**What you are asked to do**
In the material below, please retype the lines from the very first through the one with "const gearTeeth = [0, 45, 90, 135, 180, 225, 270, 315];", exactly and without pictures.

-- START --

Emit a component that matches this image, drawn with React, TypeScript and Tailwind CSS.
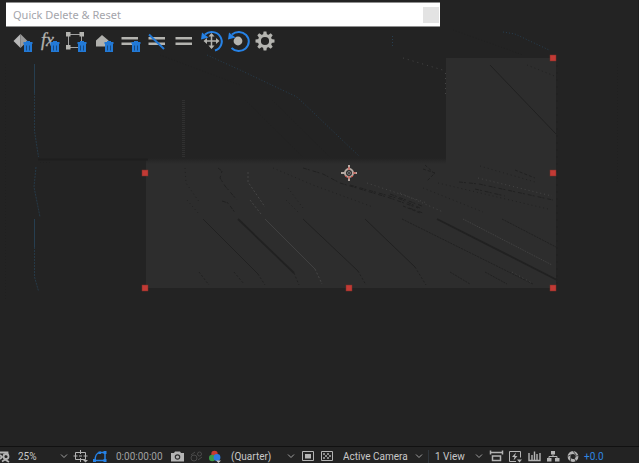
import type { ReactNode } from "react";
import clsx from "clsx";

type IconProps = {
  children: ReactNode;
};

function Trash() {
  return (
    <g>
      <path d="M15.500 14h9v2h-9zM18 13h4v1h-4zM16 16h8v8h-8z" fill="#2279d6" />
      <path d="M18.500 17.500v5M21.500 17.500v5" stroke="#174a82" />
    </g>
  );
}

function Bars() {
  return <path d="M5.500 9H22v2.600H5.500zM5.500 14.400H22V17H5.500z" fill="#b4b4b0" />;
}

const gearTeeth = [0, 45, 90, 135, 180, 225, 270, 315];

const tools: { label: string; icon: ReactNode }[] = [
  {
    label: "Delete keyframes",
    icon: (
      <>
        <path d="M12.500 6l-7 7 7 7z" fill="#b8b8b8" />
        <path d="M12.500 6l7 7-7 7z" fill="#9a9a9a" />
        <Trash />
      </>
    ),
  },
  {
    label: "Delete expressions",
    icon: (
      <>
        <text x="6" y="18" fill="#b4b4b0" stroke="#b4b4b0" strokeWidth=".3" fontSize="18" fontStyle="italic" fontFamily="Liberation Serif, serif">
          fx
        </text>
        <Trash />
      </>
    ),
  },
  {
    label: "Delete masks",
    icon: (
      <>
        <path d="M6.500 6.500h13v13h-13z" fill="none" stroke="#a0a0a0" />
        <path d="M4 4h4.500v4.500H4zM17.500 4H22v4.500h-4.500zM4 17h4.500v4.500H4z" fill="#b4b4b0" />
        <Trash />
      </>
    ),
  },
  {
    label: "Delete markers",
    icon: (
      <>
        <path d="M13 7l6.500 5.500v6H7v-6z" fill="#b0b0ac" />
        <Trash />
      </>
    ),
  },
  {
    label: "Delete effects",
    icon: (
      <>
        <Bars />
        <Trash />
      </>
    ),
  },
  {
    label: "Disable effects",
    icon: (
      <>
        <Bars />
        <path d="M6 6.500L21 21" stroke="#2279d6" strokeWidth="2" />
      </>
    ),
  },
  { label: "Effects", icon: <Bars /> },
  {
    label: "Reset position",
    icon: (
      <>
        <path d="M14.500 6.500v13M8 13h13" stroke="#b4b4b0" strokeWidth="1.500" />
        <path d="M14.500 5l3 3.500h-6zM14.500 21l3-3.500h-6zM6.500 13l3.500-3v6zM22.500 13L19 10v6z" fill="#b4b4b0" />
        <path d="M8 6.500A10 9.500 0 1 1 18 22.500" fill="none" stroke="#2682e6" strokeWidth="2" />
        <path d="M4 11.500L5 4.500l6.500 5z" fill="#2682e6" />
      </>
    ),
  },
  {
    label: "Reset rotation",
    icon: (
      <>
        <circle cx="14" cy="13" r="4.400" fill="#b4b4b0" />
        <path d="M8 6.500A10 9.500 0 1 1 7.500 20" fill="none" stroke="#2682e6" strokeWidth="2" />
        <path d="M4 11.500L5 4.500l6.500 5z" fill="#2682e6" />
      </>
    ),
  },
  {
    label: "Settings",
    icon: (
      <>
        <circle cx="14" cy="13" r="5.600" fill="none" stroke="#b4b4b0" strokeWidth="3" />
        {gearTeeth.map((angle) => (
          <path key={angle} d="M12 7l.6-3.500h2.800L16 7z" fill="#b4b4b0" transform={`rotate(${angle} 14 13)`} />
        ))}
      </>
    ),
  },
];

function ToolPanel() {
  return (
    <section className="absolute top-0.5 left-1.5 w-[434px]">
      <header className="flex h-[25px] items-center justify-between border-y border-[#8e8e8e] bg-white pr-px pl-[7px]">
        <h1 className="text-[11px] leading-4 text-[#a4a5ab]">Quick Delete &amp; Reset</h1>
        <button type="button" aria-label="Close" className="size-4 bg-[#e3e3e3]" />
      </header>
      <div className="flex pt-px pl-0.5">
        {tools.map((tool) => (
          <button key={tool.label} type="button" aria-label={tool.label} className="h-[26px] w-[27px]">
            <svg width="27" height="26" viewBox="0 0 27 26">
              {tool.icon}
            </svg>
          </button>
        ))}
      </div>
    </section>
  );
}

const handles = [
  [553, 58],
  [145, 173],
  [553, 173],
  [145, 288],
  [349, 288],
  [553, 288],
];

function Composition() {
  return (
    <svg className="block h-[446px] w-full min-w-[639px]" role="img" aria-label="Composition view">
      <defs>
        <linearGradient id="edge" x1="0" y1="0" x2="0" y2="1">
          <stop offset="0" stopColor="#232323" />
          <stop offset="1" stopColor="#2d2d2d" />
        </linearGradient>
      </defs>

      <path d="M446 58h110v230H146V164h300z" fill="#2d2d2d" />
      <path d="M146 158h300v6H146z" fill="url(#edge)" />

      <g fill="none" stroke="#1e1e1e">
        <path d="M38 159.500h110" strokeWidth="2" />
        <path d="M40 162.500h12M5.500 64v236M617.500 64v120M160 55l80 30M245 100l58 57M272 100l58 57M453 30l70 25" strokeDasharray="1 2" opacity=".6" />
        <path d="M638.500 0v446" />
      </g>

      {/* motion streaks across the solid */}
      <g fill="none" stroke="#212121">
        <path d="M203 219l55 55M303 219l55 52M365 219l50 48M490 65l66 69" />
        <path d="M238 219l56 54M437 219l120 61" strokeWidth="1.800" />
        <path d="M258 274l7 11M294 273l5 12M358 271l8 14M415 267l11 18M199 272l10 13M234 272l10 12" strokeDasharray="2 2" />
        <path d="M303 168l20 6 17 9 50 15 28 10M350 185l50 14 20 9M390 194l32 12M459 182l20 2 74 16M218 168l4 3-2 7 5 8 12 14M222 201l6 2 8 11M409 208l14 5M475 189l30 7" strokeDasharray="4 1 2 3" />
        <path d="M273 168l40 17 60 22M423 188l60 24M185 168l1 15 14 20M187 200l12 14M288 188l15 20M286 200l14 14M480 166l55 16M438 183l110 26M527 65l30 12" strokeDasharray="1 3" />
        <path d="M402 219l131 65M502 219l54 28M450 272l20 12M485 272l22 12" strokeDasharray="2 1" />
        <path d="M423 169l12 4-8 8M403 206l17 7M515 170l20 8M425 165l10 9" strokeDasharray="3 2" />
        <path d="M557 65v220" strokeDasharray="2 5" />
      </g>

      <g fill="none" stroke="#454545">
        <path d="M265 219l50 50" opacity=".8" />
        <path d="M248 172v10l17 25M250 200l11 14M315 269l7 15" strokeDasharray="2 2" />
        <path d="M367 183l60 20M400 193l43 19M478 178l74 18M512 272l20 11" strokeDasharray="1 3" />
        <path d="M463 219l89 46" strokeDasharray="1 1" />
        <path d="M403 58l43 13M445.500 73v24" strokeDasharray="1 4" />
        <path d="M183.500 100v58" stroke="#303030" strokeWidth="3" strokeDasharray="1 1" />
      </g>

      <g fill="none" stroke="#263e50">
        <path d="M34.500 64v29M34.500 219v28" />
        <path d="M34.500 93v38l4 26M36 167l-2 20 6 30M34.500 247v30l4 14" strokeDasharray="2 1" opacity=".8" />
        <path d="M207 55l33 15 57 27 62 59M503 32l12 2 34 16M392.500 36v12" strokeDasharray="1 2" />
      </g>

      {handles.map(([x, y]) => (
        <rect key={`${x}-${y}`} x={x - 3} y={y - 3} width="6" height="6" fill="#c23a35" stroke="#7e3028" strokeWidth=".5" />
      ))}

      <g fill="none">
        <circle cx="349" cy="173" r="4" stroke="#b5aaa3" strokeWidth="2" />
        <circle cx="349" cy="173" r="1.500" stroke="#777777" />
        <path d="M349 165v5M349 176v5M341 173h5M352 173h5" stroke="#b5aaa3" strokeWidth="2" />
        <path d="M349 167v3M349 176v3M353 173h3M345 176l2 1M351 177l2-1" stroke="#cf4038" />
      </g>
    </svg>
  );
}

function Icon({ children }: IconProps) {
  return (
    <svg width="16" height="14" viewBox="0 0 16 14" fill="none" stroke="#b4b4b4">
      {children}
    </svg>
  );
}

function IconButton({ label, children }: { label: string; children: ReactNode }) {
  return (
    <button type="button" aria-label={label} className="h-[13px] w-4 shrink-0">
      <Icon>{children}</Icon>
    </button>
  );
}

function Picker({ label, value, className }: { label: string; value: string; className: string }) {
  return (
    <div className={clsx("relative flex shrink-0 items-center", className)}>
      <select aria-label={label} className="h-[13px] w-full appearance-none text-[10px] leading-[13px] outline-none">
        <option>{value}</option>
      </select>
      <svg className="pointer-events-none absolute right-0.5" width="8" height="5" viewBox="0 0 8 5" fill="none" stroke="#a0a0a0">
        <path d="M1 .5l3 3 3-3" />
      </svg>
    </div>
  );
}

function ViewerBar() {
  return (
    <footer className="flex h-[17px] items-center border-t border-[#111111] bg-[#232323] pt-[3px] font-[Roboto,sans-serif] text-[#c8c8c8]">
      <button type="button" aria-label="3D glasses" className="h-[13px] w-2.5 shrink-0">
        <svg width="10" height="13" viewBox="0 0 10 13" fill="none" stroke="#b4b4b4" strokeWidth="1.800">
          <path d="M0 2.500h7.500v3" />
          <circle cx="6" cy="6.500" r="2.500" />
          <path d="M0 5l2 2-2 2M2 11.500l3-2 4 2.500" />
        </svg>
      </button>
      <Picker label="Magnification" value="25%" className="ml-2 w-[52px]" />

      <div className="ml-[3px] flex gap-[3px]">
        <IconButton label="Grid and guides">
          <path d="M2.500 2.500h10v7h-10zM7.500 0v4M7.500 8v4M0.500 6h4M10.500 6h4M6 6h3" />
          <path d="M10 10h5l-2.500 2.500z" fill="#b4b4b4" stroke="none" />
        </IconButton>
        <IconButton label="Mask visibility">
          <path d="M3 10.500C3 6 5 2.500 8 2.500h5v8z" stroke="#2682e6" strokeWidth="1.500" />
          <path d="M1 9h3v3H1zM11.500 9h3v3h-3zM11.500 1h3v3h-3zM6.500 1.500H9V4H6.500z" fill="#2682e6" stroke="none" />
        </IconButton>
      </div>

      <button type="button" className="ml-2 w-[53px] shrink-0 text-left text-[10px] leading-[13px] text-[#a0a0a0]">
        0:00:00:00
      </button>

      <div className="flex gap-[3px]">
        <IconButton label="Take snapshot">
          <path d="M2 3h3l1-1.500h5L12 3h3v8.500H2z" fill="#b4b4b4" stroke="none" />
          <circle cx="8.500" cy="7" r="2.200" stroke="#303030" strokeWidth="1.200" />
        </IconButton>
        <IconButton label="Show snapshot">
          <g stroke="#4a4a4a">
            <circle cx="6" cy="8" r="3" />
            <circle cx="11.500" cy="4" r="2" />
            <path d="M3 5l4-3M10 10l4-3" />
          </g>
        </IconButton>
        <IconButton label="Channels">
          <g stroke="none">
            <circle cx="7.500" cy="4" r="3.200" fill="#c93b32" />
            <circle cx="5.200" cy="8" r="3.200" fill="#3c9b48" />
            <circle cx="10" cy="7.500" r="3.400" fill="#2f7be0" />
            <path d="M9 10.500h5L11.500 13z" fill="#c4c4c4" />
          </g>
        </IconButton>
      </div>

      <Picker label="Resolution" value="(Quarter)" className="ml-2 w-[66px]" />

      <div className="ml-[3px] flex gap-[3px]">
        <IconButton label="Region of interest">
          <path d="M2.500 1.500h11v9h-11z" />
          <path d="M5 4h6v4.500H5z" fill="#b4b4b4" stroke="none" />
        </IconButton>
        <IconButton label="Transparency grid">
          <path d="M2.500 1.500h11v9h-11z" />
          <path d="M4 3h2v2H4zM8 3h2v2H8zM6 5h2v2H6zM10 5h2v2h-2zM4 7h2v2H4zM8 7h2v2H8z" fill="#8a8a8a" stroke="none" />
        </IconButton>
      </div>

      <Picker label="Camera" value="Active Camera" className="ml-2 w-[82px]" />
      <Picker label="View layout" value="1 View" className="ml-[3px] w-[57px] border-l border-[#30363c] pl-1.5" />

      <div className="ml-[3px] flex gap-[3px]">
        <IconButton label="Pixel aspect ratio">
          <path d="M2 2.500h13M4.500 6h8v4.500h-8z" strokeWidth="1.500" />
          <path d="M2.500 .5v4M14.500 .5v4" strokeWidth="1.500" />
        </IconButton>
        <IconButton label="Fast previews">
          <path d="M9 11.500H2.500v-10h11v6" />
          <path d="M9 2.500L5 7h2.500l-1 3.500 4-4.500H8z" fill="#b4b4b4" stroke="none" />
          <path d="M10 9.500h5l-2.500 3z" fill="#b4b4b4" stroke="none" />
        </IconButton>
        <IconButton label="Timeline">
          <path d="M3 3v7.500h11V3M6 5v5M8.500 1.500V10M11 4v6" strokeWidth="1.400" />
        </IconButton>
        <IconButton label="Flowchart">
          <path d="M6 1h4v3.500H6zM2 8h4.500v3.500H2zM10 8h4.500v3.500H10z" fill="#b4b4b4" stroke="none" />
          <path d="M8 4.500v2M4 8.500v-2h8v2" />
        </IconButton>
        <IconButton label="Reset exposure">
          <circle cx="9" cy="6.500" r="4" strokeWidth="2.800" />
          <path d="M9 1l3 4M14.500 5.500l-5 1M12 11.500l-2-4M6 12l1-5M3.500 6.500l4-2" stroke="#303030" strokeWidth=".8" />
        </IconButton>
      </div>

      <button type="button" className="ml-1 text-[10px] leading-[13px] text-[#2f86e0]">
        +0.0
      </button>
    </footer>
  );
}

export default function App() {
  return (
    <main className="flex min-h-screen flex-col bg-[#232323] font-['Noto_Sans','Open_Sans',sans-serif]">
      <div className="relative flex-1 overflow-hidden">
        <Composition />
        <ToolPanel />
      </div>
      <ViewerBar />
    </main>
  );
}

-- END --

**Solved problem**
Emit a component that matches this image, drawn with React, TypeScript and Tailwind CSS.
import type { ReactNode } from "react";
import clsx from "clsx";

type IconProps = {
  children: ReactNode;
};

function Trash() {
  return (
    <g>
      <path d="M15.500 14h9v2h-9zM18 13h4v1h-4zM16 16h8v8h-8z" fill="#2279d6" />
      <path d="M18.500 17.500v5M21.500 17.500v5" stroke="#174a82" />
    </g>
  );
}

function Bars() {
  return <path d="M5.500 9H22v2.600H5.500zM5.500 14.400H22V17H5.500z" fill="#b4b4b0" />;
}

const gearTeeth = [0, 45, 90, 135, 180, 225, 270, 315];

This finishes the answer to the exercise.